Making Lobster Tails at Home for Much Less Than You'd Pay in a Restaurant

May 14th, 2012 at 03:00 am

I have had some serious food cravings this week. Yesterday it was a bacon cheeseburger, and today it was seafood. A good seafood dinner of lobster tails in a restaurant will set you back anywhere from $25.99 to $35.99 per person and that's assuming you're getting the regular 4 ounce one and not one of the fancier, larger ones, or a whole lobster at market price. Fortunately my favorite grocery store had an awesome seafood sale this week and they were selling 4 ounce lobster tails for $4.99. This is pretty much unheard of. I bought three of them. They were raw.

I have only made lobster tails a couple times in my life and that has been years and years ago and involved using the broiler. I wasn't really in the mood to heat the house up that high on such a hot day and the cookbook I used in the past was in storage, so I looked up how to cook them on the internet and I was very happy with how they turned out. It was also a surprisingly fast meal to get on the table, about 20 minutes from start to finish and that was without any help from the kids.

I started setting the oven to 450 and then I got out my lobster tails. They looked like this:



I took a good pair of poutry scissors and cut down the middle of the back of each tail.

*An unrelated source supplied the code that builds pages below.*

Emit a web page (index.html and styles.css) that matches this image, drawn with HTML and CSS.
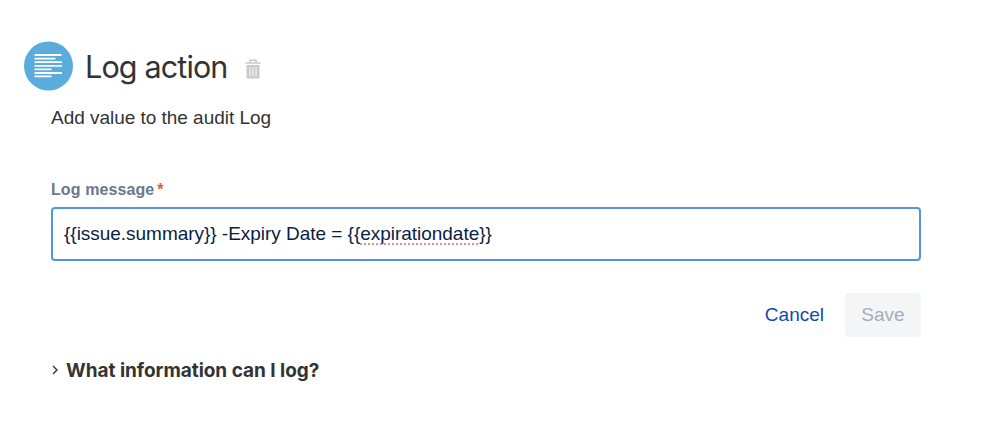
FILE: index.html
```html
<!DOCTYPE html>
<html lang="en">
<head>
    <meta charset="UTF-8">
    <meta name="viewport" content="width=device-width, initial-scale=1.0">
    <title>Log action</title>
    <link rel="stylesheet" href="styles.css">
</head>
<body>

<header class="header">
    <svg class="header-icon" viewBox="0 0 49 50">
        <circle cx="24.5" cy="25" r="24.5" fill="#5aacdd"/>
        <path d="M10.5 14h27M10.5 17.6h21M10.5 21.2h27.5M10.5 24.8h27.5M10.5 28.4h17M10.5 32h27.5M10.5 35.4h17" stroke="#fff" stroke-width="1.8"/>
    </svg>
    <h1>Log action</h1>
    <button class="delete-button" type="button" aria-label="Delete">
        <svg viewBox="0 0 16 20">
            <path d="M5 3.3V1.2h6v2.1M0.5 4h15" fill="none" stroke="#c9c9c9" stroke-width="1.6"/>
            <path d="M1.5 6h13v12.4a1 1 0 0 1-1 1h-11a1 1 0 0 1-1-1z" fill="#c9c9c9"/>
            <path d="M5 8v9.3M8 8v9.3M11 8v9.3" stroke="#fff" stroke-width="1"/>
        </svg>
    </button>
</header>

<main class="container">
    <p class="description">Add value to the audit Log</p>

    <!-- Log message form -->
    <form class="log-form">
        <div class="label" id="message-label">Log message<span class="required">*</span></div>
        <div class="text-field" role="textbox" aria-labelledby="message-label">{{issue.summary}} -Expiry Date = {{<span class="misspelled">expirationdate</span>}}</div>
        <div class="actions">
            <button class="cancel-button" type="button">Cancel</button>
            <button class="save-button" type="submit" disabled>Save</button>
        </div>
    </form>

    <!-- Help -->
    <div class="help">
        <svg class="chevron" viewBox="0 0 8 10">
            <path d="M2 1l4 4-4 4" fill="none" stroke="#333" stroke-width="1.4"/>
        </svg>
        <h2>What information can I log?</h2>
    </div>
</main>

</body>
</html>
```
FILE: styles.css
```css
* {
    box-sizing: border-box;
}
body {
    font-family: "Liberation Sans", Arial, sans-serif;
    font-size: 19px;
    margin: 0;
    padding: 41px 77px 0 24px;
    background-color: #fff;
    color: #333;
}
button {
    font-family: inherit;
    font-size: inherit;
    border: none;
    background: none;
    padding: 0;
}
.header {
    display: flex;
    align-items: center;
    height: 50px;
}
.header-icon {
    width: 49px;
    height: 50px;
}
.header h1 {
    font-family: Inter, sans-serif;
    font-size: 30.5px;
    font-weight: 400;
    line-height: 40px;
    letter-spacing: -0.85px;
    margin: 2px 0 0 12px;
}
.delete-button {
    width: 16px;
    height: 20px;
    margin: 5px 0 0 17px;
}
.delete-button svg {
    display: block;
}
.container {
    padding-left: 27px;
}
.description {
    line-height: 24px;
    letter-spacing: -0.03px;
    margin: 15px 0 0;
}
.log-form {
    margin-top: 50px;
}
.label {
    color: #6b778c;
    font-size: 16px;
    font-weight: bold;
    letter-spacing: 0.1px;
    line-height: 20px;
}
.required {
    color: #e8562f;
    margin-left: 3px;
}
.text-field {
    height: 54px;
    margin-top: 7px;
    padding: 0 11px;
    border: 2px solid #5496dd;
    border-radius: 4px;
    color: #091e42;
    letter-spacing: -0.03px;
    line-height: 49px;
    white-space: nowrap;
}
.misspelled {
    text-decoration: underline dotted #ec8a88 2px;
    text-underline-offset: 3px;
    text-decoration-skip-ink: none;
}
.actions {
    display: flex;
    justify-content: flex-end;
    gap: 21px;
    margin-top: 32px;
}
.cancel-button {
    color: #0d4bb0;
}
.save-button {
    width: 76px;
    height: 44px;
    border-radius: 4px;
    background-color: #f4f5f7;
    color: #a5adba;
}
.help {
    display: flex;
    align-items: center;
    margin-top: 22px;
}
.chevron {
    width: 8px;
    height: 10px;
    margin-bottom: 3px;
}
.help h2 {
    font-family: Inter, sans-serif;
    font-size: 19px;
    font-weight: 700;
    line-height: 24px;
    letter-spacing: -0.03px;
    margin: 0 0 0 7px;
}
```
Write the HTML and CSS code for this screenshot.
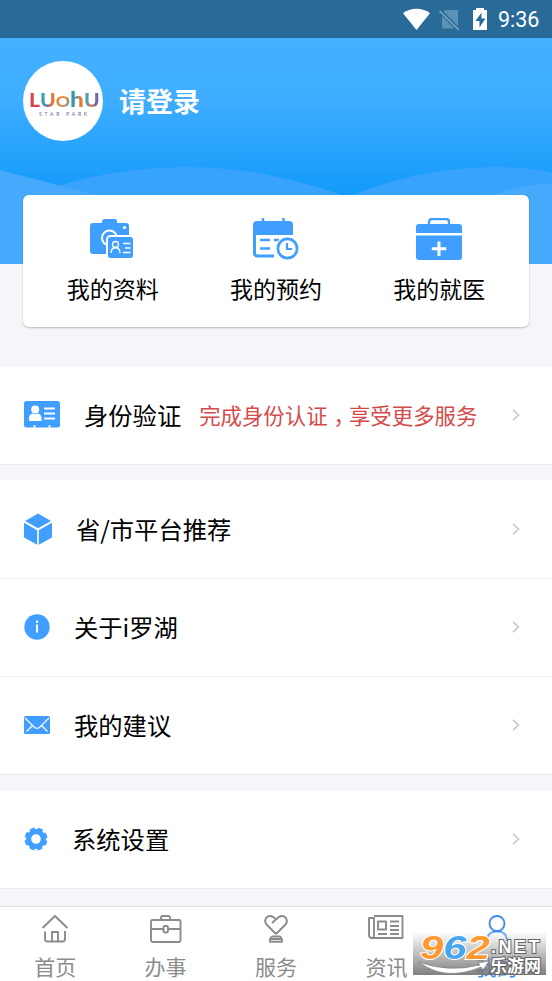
FILE: index.html
```html
<!DOCTYPE html>
<html lang="zh-CN">
<head>
<meta charset="utf-8">
<title>我的</title>
<link rel="stylesheet" href="styles.css">
</head>
<body>
<div class="app">
  <div class="status">
    <svg width="84" height="24" viewBox="0 0 84 24">
      <path d="M1 5.200C8 -.8 21 -.8 28 5.200L14.500 22z" fill="#fff"/>
      <path d="M43 2h13v18.500H40V5z" fill="#5c91b6"/>
      <path d="M38 3l19 19" stroke="#286b99" stroke-width="4"/>
      <path d="M37.500 3l19.500 19" stroke="#7fa9c5" stroke-width="1.500"/>
      <path d="M72 2h3V0h8v2h3v20H72z" fill="#fff" transform="translate(-1)"/>
      <path d="M79.500 4.500l-6 8.500h4v6.500l6-9h-4z" fill="#286b99"/>
    </svg>
    <span class="clock">9:36</span>
  </div>

  <header class="hero">
    <svg class="waves" width="552" height="98" viewBox="0 0 552 98">
      <path d="M0 20Q30 28 58 20Q118 1 192 1Q266 2 348 31Q420 1 494 1Q530 1 552 7V98H0z" fill="#37a3fc"/>
      <path d="M0 4L62 20Q120 34 160 50V98H0z" fill="#46a9fb"/>
      <path d="M552 18Q522 17 496 28L450 50V98H552z" fill="#46a9fb"/>
    </svg>
    <div class="profile">
      <div class="avatar">
        <div class="brand"><span class="a">L</span><span class="b">U</span><span class="c">O</span><span class="d">h</span><span class="e">U</span></div>
        <div class="brand-sub">STAR PARK</div>
      </div>
      <div class="login">请登录</div>
    </div>
  </header>

  <section class="quick">
    <div class="quick-item">
      <svg width="46" height="44" viewBox="1 0 46 44">
        <path d="M1 8q0-3 3-3h9V3q1-2 2-2h11q2 0 2 2v2h9q3 0 3 3v12H19v16H4q-3 0-3-3z" fill="#409eff"/>
        <circle cx="20.500" cy="20" r="7.500" fill="none" stroke="#fff" stroke-width="2"/>
        <circle cx="35.500" cy="9.500" r="1.600" fill="#fff"/>
        <rect x="18" y="18" width="27" height="23" rx="3.500" fill="#409eff" stroke="#fff" stroke-width="2"/>
        <g fill="none" stroke="#fff" stroke-width="1.300"><circle cx="26.500" cy="26.500" r="3"/><path d="M22 35q0-5 4.500-5.500Q31 30 31 35M34 25.500h7.500M36 30h5.500M34 34.500h7.500"/></g>
      </svg>
      <span>我的资料</span>
    </div>
    <div class="quick-item">
      <svg width="46" height="44" viewBox="0 0 46 44">
        <path d="M0 17V7q0-4 4-4h32q4 0 4 4v10z" fill="#409eff"/>
        <path d="M10 0v4M30.500 0v4" stroke="#409eff" stroke-width="2.500"/>
        <path d="M1.500 16v19q0 3 3 3H21" fill="none" stroke="#409eff" stroke-width="3"/>
        <path d="M7 22h10M21 22h5M7 30.500h10" stroke="#409eff" stroke-width="2.600"/>
        <circle cx="34.500" cy="30.500" r="12" fill="#fff"/>
        <circle cx="34.500" cy="30.500" r="9.600" fill="#fff" stroke="#409eff" stroke-width="2.700"/>
        <path d="M34 25v6h5" fill="none" stroke="#409eff" stroke-width="2.200"/>
      </svg>
      <span>我的预约</span>
    </div>
    <div class="quick-item">
      <svg width="46" height="44" viewBox="0 0 46 44">
        <path d="M13 7V4q0-3 3-3h14q3 0 3 3v3" fill="none" stroke="#409eff" stroke-width="2.300"/>
        <path d="M0 15V9q0-3 3-3h40q3 0 3 3v6zM0 17.500h46V39q0 3-3 3H3q-3 0-3-3z" fill="#409eff"/>
        <path d="M23 23.500V38M15.800 30.700h14.500" stroke="#fff" stroke-width="3"/>
      </svg>
      <span>我的就医</span>
    </div>
  </section>

  <section class="group">
    <div class="row">
      <svg class="icon-id" width="36" height="28" viewBox="0 0 36 28">
        <rect width="36" height="26.500" rx="2.500" fill="#409eff"/>
        <circle cx="11.200" cy="8.500" r="4" fill="#fff"/><path d="M5 20v-3q0-4 4-4.500l2.200 1 2.300-1q4 .5 4 4.500v3z" fill="#fff"/>
        <path d="M20 7.500h11M20 12.500h11M20 17.500h11" stroke="#fff" stroke-width="2"/>
        <path d="M10.500 24v4M25.500 24v4" stroke="#fff" stroke-width="1.700"/>
      </svg>
      <span class="label">身份验证</span><span class="hint">完成身份认证<span class="comma">，</span>享受更多服务</span>
      <svg class="chev" width="8" height="12" viewBox="0 0 8 12"><path d="M1 .8L6.500 6 1 11.200"/></svg>
    </div>
  </section>

  <section class="group">
    <div class="row first">
      <svg class="icon-cube" width="28" height="32" viewBox="0 0 28 32"><path d="M14 .5l13 7.500L14 15.300 1 8zM0 9.700l13.200 7.500V31.700L0 24.500zM28 9.700l-13.200 7.500V31.700L28 24.500z" fill="#409eff"/></svg>
      <span class="label">省/市平台推荐</span>
      <svg class="chev" width="8" height="12" viewBox="0 0 8 12"><path d="M1 .8L6.500 6 1 11.200"/></svg>
    </div>
    <div class="row">
      <svg class="icon" width="26" height="26" viewBox="0 0 26 26"><circle cx="13" cy="13" r="12.700" fill="#409eff"/><path d="M13 10.500V18.500" stroke="#fff" stroke-width="2"/><circle cx="13" cy="7.700" r="1.200" fill="#fff"/></svg>
      <span class="label">关于i罗湖</span>
      <svg class="chev" width="8" height="12" viewBox="0 0 8 12"><path d="M1 .8L6.500 6 1 11.200"/></svg>
    </div>
    <div class="row last">
      <svg class="icon" width="26" height="18" viewBox="0 0 26 18"><rect width="26" height="18" rx="1.500" fill="#409eff"/><path d="M1 2l9.500 9.500q2.500 1.500 5 0L25 2M2.500 15.500L8.500 9.500M23.500 15.500L17.500 9.500" fill="none" stroke="#fff" stroke-width="1.200"/></svg>
      <span class="label">我的建议</span>
      <svg class="chev" width="8" height="12" viewBox="0 0 8 12"><path d="M1 .8L6.500 6 1 11.200"/></svg>
    </div>
  </section>

  <section class="group">
    <div class="row last">
      <svg class="icon-gear" width="24" height="24" viewBox="0 0 24 24"><g fill="none" stroke="#409eff"><circle cx="12" cy="12" r="7.400" stroke-width="5.200"/><circle cx="12" cy="12" r="10.200" stroke-width="2.600" stroke-dasharray="5.200 2.811" stroke-dashoffset="-1.405"/></g></svg>
      <span class="label">系统设置</span>
      <svg class="chev" width="8" height="12" viewBox="0 0 8 12"><path d="M1 .8L6.500 6 1 11.200"/></svg>
    </div>
  </section>

  <nav class="tabs">
    <div class="tab">
      <svg width="36" height="30" viewBox="0 0 36 30"><path d="M5.500 14L18 2l12.500 12M8 17.500V25q0 2.500 2.500 2.500h15q2.500 0 2.500-2.500v-8M15 27.500V18h6v9.500"/></svg>
      <span>首页</span>
    </div>
    <div class="tab">
      <svg width="36" height="30" viewBox="0 0 36 30"><rect x="3" y="6" width="29.500" height="22" rx="1.500"/><path d="M13 6V3.500Q13 2 14.500 2h6Q22 2 22 3.500V6M3 15h12.500M20 15h12.500"/><rect x="15.500" y="12" width="4.500" height="6.500" rx="1.500"/></svg>
      <span>办事</span>
    </div>
    <div class="tab">
      <svg width="36" height="30" viewBox="0 0 36 30"><path d="M18 20L8.500 10.500Q5.500 6 9 3q4.500-3 9 2.500Q22.500 0 27 3q3.500 3 .5 7.500L18 20M14 9l4-3.500M14 22.500h8q2 1 1.500 2.500H12.500Q12 23.500 14 22.500M12 25v2.800h12V25"/></svg>
      <span>服务</span>
    </div>
    <div class="tab">
      <svg width="36" height="30" viewBox="0 0 36 30"><path d="M6 2h28.500v22H4Q1 24 1 21V4h5v18q0 2-2 2M22 7.500h9M22 12h9M22 16h9M10 20h9M22 20h9"/><rect x="10" y="7.500" width="8" height="8"/></svg>
      <span>资讯</span>
    </div>
    <div class="tab active">
      <svg width="36" height="30" viewBox="0 0 36 30"><circle cx="18" cy="9.500" r="7.500"/><path d="M8 27q0-9.500 10-9.500T28 27"/></svg>
      <span>我的</span>
    </div>
  </nav>

  <div class="mark">
    <svg class="swoosh" width="133" height="44" viewBox="0 0 133 44"><path d="M6 30Q35 41 67 33l-2-2 11-2-6 9-2-3Q32 50 6 30z" fill="#fff" stroke="#777" stroke-width=".6"/></svg>
    <div class="num"><span class="o">9</span><span class="s">6</span><span class="o">2</span></div>
    <div class="net">.NET</div>
    <div class="site">乐游网</div>
  </div>
</div>
</body>
</html>
```
FILE: styles.css
```css
* { box-sizing: border-box; }
body { margin: 0; font-family: "Noto Sans CJK SC", sans-serif; color: #000; background: #f5f6fa; }
svg { display: block; flex: none; }
.app { position: relative; width: 552px; height: 981px; overflow: hidden; display: flex; flex-direction: column; }

.status { height: 38px; flex: none; background: #286b99; display: flex; align-items: center; justify-content: flex-end; padding-right: 12px; padding-top: 1px; }
.status svg { width: 86px; margin-right: 11px; overflow: visible; }
.clock { font: 400 21.5px/24px Roboto, sans-serif; color: #fff; width: 42px; white-space: nowrap; }

.hero { position: relative; height: 226px; flex: none; background: linear-gradient(#43b1ff 0, #40aeff 25%, #129afa 70%); }
.waves { position: absolute; left: 0; bottom: 0; }
.profile { display: flex; align-items: center; padding: 23px 0 0 23px; gap: 16px; }
.avatar { width: 80px; height: 80px; border-radius: 50%; background: #fff; display: flex; flex-direction: column; align-items: center; padding-top: 28px; }
.brand { font: 900 18px/20px Lato, sans-serif; display: flex; align-items: baseline; width: 58px; justify-content: space-between; transform: scaleX(1.17); }
.brand .a { color: #d9454f; }
.brand .b { background: linear-gradient(90deg, #36a4b5 25%, #7c5bab 50%, #e27c35 75%); -webkit-background-clip: text; background-clip: text; color: transparent; }
.brand .c { font-size: 15px; background: linear-gradient(120deg, #ec8740 50%, #3fa9ad); -webkit-background-clip: text; background-clip: text; color: transparent; }
.brand .d { font-size: 21px; background: linear-gradient(90deg, #3a98ae 40%, #e27c35 70%); -webkit-background-clip: text; background-clip: text; color: transparent; }
.brand .e { background: linear-gradient(90deg, #4b9fb5 20%, #e7704a 50%, #6e6cae 75%); -webkit-background-clip: text; background-clip: text; color: transparent; }
.brand-sub { font: 5px/6px Lato, sans-serif; letter-spacing: 2.8px; color: #5a6a9a; white-space: nowrap; padding-left: 3px; }
.login { color: #fff; font-size: 27px; line-height: 38px; font-weight: 700; }

.quick { position: relative; width: 506px; height: 132px; margin: -69px 23px 40px; flex: none; display: grid; grid-template-columns: repeat(3, 1fr); background: #fff; border-radius: 6px; box-shadow: 0 1px 2px rgba(0,0,0,.25); padding: 23px 8px 0; }
.quick-item { display: flex; flex-direction: column; align-items: center; font-size: 23px; line-height: 32px; gap: 10px; }

.group { background: #fff; flex: none; margin-bottom: 15px; }
.group:nth-of-type(3) { margin-bottom: 16px; }
.row { height: 98px; display: flex; align-items: center; padding: 0 32px 1px 24px; border-bottom: 1px solid #e7e8ec; }
.first { height: 99px; }
.row:not(:last-child) { border-bottom-color: #efeff1; }
.label { font-size: 24.3px; line-height: 36px; margin-left: 24px; white-space: nowrap; }
.hint { font-size: 21.4px; line-height: 32px; color: #d54b4b; margin-left: 18px; white-space: nowrap; }
.comma { padding-left: 6px; margin-right: -6px; }
.chev { margin-left: auto; fill: none; stroke: #c8c9cc; stroke-width: 1.7; }

.tabs { position: absolute; left: 0; right: 0; bottom: 0; height: 75px; background: #fff; border-top: 1px solid #dedfe3; display: grid; grid-template-columns: repeat(5, 1fr); padding-top: 7px; }
.tab { display: flex; flex-direction: column; align-items: center; gap: 7px; color: #8b8b8b; font-size: 21px; line-height: 30px; }
.tab svg { fill: none; stroke: currentColor; stroke-width: 1.9; stroke-linejoin: round; }
.active { color: #3c8eea; }

.mark { position: absolute; left: 413px; top: 932px; width: 133px; height: 43px; background: linear-gradient(rgba(255,255,255,.35), rgba(110,110,110,.88)); }
.swoosh { position: absolute; left: 0; top: 0; }
.num { position: absolute; left: 7px; top: -3px; font: italic 700 34px/36px "Liberation Sans", sans-serif; display: flex; -webkit-text-stroke: 2px #fff; paint-order: stroke fill; transform: scaleX(1.23); transform-origin: 0 0; }
.num .o { color: #ff982f; }
.num .s { color: #47a7ee; }
.net { position: absolute; left: 78px; top: 4px; font: 700 18px/22px "Liberation Sans", sans-serif; letter-spacing: 2.5px; color: #fff; -webkit-text-stroke: 2px #666; paint-order: stroke fill; }
.site { position: absolute; left: 77px; top: 22px; font-size: 17px; line-height: 22px; font-weight: 700; color: #fff; -webkit-text-stroke: 2px #666; paint-order: stroke fill; white-space: nowrap; }
```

You then have to open the cut and work the meat away from the shell and bringing it up on top of it, like how they serve it in restuarants. Remove the waste tube and throw it away and rinse the meat well. Put each tail in the middle of a piece of aluminum foil and dot the meat with butter. You can also season it now, but I like my lobster to taste like lobster and not meat seasoning so I didn't. I wrapped it loosely in the foil and then put each one in a metal cake pan.

I then started the water to boil for my broccoli and cauliflower and when the oven beeped I slipped the lobster tails inside and set the timer for 10 minutes. I quickly cut up my broccoli and cauliflower and rinsed it, then I took three leftover baked potatoes out of the fridge from a big batch I'd cooked earlier in the week and put them in the microwave to warm up (although 3 potatoes would have only taken 10 minutes of baking in the microwave and 5 minutes of steam time if they had been uncooked. When the water boiled I threw in the veggies and set them for 7 minutes.



I pulled out the lobster when it dinged and left it in the foil to stay warm, while I turned to my beautiful fresh pineapple and turned it into this:



I pulled the potatoes out of the microwave, split them and put butter on them.



Then the veggies were done so I drained them, and then put everything on the table. We unwrapped the lobster tails and they looked like this:



Although this meal might be pricier than most, I still came in at under $25 for the three of us (including milk), a savings of at least $50 if we'd eaten this food in the restaurant, more than that if we'd had drinks and not water. And that's with all the items I made being organic and the lobster being wild caught. Not bad if I do say so myself and everything tasted wonderful.

I will return to making meals that are much more frugal for the rest of the week, but sometimes it's nice to treat yourself, without going to the expense of a restaurant meal and this was my Mother's Day gift to myself!